begin

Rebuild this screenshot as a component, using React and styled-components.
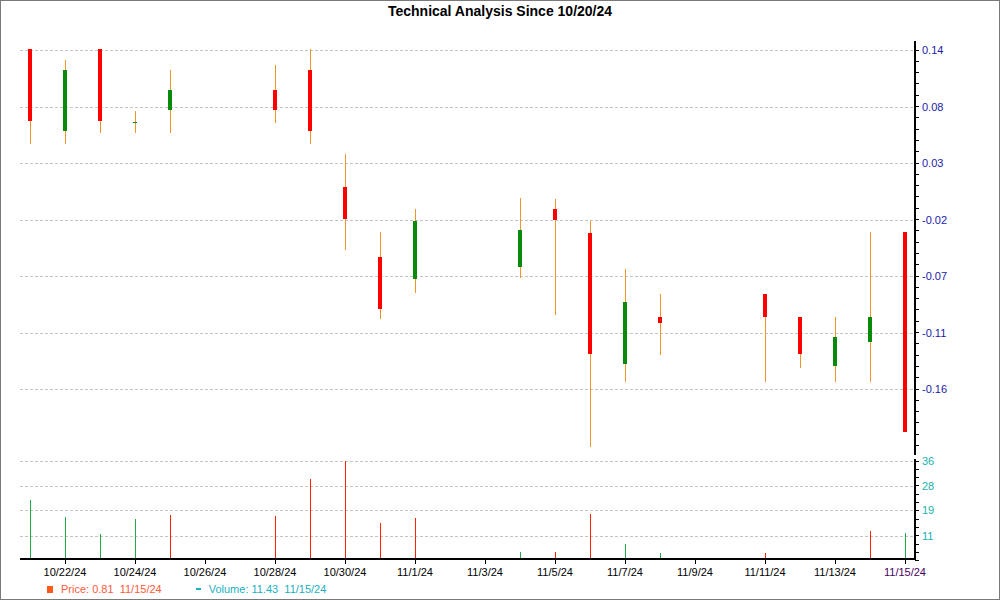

end
begin

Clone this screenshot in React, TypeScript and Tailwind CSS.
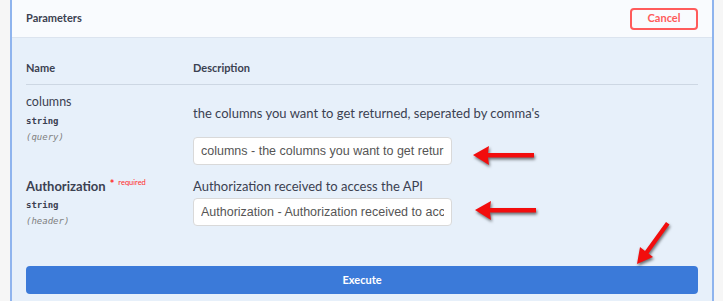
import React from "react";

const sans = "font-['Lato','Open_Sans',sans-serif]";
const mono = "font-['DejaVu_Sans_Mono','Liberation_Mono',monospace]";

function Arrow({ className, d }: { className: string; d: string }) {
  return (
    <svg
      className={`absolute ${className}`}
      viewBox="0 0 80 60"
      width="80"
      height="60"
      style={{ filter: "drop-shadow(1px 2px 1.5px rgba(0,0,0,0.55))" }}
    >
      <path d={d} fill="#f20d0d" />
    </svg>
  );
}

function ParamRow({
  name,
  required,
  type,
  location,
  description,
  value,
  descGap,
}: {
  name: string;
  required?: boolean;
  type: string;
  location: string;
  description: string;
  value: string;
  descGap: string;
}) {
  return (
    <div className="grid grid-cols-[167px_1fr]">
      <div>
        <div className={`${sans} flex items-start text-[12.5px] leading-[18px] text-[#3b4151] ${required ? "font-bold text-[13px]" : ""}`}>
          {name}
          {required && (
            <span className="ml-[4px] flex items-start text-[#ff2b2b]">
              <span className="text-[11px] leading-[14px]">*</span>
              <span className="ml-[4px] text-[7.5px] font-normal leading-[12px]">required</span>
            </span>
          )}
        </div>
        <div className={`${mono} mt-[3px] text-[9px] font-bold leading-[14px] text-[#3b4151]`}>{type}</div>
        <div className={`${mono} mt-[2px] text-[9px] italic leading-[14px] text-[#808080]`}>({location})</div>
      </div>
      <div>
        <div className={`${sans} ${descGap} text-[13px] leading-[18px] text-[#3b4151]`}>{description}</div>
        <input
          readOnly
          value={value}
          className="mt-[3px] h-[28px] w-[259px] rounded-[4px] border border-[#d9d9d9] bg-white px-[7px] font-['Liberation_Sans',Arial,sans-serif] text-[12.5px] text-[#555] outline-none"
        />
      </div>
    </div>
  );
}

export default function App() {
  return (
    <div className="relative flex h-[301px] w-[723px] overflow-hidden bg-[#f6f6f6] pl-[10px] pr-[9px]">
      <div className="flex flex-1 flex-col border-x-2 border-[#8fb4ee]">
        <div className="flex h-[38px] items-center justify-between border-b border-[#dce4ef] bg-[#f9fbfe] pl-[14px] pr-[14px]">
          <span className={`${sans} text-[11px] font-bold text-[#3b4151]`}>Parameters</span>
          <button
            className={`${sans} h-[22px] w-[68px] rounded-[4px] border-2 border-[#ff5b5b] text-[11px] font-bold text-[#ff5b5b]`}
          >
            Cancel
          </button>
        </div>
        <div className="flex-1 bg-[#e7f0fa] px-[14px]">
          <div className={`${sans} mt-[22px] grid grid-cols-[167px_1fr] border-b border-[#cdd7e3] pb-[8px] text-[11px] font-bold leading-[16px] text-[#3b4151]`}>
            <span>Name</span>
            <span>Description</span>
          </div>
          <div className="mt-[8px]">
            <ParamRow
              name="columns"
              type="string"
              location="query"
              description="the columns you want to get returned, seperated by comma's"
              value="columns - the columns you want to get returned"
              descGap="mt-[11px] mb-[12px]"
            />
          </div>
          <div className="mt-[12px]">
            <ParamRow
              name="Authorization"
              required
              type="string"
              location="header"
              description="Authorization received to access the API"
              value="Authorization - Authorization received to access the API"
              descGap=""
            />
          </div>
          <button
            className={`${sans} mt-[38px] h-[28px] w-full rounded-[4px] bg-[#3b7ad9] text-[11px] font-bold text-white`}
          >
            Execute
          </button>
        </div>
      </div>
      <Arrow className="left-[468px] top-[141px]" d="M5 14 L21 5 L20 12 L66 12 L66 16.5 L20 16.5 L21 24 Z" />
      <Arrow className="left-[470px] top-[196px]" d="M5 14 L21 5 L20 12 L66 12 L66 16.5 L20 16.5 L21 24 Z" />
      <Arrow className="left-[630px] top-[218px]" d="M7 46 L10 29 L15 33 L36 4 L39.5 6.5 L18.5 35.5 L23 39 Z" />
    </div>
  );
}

end

• [Work to do]: Scan the listing above for the word "screenshot" and show each line where it is found.

• [Exercise output]:
Rebuild this screenshot as a component, using React and styled-components.
Clone this screenshot in React, TypeScript and Tailwind CSS.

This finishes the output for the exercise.